* WHAT TO WORK ON
Return all lines with the word "Tailwind" in them.

(Interface markup and scripts)
"""
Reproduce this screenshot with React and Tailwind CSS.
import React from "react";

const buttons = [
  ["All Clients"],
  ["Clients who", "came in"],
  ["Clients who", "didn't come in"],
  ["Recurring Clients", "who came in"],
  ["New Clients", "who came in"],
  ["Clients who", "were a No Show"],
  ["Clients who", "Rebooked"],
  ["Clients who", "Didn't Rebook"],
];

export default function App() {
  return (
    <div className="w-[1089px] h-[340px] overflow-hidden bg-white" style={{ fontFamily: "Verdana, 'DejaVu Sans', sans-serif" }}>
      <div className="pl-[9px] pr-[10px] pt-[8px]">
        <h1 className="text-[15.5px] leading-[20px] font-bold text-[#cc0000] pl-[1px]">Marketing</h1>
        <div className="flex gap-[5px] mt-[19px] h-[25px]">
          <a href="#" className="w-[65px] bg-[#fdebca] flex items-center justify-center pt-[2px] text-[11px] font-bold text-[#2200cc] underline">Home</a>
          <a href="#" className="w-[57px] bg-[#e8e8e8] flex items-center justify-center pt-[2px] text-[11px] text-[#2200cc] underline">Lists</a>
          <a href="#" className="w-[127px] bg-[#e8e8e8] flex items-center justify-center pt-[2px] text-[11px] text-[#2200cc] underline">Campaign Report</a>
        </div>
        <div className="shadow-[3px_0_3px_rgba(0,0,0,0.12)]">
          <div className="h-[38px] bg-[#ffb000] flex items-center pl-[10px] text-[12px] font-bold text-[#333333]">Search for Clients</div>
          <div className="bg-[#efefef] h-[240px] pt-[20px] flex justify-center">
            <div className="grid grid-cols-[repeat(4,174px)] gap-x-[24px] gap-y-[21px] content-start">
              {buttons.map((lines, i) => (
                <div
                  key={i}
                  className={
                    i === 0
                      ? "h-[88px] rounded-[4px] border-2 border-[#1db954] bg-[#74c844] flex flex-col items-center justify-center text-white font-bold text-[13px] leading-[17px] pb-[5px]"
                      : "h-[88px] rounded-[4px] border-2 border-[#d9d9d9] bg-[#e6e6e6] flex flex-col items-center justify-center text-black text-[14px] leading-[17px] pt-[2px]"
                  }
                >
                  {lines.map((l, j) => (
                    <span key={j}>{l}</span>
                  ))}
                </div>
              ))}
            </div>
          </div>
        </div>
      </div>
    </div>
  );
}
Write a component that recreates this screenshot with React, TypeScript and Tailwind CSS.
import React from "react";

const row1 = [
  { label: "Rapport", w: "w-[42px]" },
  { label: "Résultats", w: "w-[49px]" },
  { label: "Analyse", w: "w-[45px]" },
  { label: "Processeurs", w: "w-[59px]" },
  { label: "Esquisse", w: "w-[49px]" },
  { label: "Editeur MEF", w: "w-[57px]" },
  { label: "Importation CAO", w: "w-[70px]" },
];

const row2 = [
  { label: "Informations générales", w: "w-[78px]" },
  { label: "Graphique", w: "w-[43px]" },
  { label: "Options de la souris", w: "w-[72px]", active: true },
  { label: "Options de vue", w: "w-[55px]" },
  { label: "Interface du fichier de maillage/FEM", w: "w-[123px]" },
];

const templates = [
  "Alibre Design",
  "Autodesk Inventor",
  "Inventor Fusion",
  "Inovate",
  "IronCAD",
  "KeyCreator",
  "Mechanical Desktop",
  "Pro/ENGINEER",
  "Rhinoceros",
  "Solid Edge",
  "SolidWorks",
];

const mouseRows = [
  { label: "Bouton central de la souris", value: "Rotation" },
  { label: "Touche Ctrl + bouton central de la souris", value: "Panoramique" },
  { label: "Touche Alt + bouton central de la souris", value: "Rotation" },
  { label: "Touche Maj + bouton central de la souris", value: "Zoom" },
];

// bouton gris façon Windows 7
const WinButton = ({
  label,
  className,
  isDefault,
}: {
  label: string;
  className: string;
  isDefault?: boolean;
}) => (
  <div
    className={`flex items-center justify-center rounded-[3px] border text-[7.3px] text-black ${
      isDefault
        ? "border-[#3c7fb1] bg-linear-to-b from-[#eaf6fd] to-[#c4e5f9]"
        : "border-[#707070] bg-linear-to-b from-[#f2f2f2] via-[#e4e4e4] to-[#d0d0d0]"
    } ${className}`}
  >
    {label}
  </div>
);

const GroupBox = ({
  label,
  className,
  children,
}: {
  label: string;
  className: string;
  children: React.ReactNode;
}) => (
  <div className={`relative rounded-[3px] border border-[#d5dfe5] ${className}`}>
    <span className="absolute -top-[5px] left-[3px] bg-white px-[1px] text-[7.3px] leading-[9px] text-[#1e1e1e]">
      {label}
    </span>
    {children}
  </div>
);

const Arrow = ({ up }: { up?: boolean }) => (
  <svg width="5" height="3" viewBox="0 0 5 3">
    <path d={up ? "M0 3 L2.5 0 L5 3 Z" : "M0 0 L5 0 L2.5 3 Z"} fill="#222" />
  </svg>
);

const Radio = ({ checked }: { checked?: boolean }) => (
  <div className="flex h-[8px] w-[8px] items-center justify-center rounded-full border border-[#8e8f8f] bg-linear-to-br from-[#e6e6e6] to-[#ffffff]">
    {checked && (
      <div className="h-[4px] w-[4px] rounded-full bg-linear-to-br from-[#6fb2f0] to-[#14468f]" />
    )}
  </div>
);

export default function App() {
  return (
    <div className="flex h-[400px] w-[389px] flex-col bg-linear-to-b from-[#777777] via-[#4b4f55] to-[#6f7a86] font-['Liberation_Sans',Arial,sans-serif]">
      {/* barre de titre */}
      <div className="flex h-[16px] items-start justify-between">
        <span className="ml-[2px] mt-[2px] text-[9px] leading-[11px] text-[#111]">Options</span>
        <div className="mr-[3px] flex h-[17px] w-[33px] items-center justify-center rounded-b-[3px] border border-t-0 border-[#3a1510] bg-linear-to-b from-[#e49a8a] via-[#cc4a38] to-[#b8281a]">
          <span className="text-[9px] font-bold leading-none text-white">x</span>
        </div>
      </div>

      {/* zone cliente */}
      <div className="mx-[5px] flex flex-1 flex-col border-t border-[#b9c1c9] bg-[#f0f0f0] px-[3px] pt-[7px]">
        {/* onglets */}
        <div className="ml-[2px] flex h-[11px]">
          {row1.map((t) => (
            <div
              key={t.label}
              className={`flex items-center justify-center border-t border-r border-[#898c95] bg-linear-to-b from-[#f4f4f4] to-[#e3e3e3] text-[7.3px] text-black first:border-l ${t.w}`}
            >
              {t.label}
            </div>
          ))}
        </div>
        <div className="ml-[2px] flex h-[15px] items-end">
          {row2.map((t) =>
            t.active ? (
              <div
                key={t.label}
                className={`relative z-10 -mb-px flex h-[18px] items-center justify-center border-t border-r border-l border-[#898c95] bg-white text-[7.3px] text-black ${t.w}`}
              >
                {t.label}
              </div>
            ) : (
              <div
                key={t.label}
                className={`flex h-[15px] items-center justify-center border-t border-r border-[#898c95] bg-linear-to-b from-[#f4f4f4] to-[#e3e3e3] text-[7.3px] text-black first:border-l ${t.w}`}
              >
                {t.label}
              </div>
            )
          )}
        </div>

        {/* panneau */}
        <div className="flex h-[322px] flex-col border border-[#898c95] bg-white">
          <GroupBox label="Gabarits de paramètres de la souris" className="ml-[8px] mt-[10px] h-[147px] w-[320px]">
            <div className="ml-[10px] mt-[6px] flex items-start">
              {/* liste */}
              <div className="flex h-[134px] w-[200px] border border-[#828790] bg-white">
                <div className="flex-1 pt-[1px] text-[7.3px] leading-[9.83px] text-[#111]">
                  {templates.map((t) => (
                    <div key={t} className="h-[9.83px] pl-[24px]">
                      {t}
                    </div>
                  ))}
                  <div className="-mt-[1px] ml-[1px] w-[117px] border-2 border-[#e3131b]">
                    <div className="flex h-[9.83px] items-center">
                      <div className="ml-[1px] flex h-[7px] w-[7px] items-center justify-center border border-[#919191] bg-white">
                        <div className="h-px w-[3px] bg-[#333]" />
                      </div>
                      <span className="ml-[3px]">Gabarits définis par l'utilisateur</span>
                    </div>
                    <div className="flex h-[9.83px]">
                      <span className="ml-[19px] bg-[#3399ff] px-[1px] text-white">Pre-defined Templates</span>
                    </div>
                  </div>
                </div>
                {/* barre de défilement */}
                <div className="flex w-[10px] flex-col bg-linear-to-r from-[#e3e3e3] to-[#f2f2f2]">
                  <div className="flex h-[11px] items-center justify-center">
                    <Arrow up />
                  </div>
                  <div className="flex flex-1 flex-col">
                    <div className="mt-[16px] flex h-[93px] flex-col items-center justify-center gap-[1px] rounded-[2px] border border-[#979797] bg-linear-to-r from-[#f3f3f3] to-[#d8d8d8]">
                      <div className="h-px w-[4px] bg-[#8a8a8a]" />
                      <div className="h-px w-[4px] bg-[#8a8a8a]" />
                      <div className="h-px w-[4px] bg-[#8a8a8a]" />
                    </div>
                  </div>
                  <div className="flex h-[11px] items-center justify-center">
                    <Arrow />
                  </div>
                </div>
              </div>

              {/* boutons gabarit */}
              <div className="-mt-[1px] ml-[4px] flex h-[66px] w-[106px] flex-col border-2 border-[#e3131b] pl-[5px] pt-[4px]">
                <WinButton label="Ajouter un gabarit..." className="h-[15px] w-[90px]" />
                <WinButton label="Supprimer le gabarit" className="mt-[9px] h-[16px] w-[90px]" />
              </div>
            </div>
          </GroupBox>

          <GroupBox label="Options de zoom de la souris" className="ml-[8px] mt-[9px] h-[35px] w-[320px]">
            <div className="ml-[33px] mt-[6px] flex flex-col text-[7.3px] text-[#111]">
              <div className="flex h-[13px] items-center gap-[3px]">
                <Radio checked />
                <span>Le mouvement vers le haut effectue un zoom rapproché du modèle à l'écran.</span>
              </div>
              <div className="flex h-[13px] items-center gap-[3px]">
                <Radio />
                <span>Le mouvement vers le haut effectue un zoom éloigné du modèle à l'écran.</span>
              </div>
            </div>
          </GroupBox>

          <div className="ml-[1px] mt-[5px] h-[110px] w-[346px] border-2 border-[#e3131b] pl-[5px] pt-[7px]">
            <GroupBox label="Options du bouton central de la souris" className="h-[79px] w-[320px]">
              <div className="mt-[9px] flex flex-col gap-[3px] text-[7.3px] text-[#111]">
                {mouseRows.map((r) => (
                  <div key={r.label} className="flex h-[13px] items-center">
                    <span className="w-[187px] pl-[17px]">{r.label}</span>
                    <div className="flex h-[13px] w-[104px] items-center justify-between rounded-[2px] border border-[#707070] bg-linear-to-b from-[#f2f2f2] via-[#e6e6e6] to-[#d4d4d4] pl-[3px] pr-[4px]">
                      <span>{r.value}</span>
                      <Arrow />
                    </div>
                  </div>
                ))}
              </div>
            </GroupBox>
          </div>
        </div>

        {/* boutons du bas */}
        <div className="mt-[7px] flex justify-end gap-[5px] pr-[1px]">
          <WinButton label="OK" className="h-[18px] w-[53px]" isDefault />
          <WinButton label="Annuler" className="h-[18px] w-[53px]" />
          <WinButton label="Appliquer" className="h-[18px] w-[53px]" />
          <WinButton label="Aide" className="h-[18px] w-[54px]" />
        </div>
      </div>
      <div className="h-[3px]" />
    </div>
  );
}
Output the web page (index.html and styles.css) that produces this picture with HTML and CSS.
"""
* SOLUTION TO THIS EXERCISE
Reproduce this screenshot with React and Tailwind CSS.
Write a component that recreates this screenshot with React, TypeScript and Tailwind CSS.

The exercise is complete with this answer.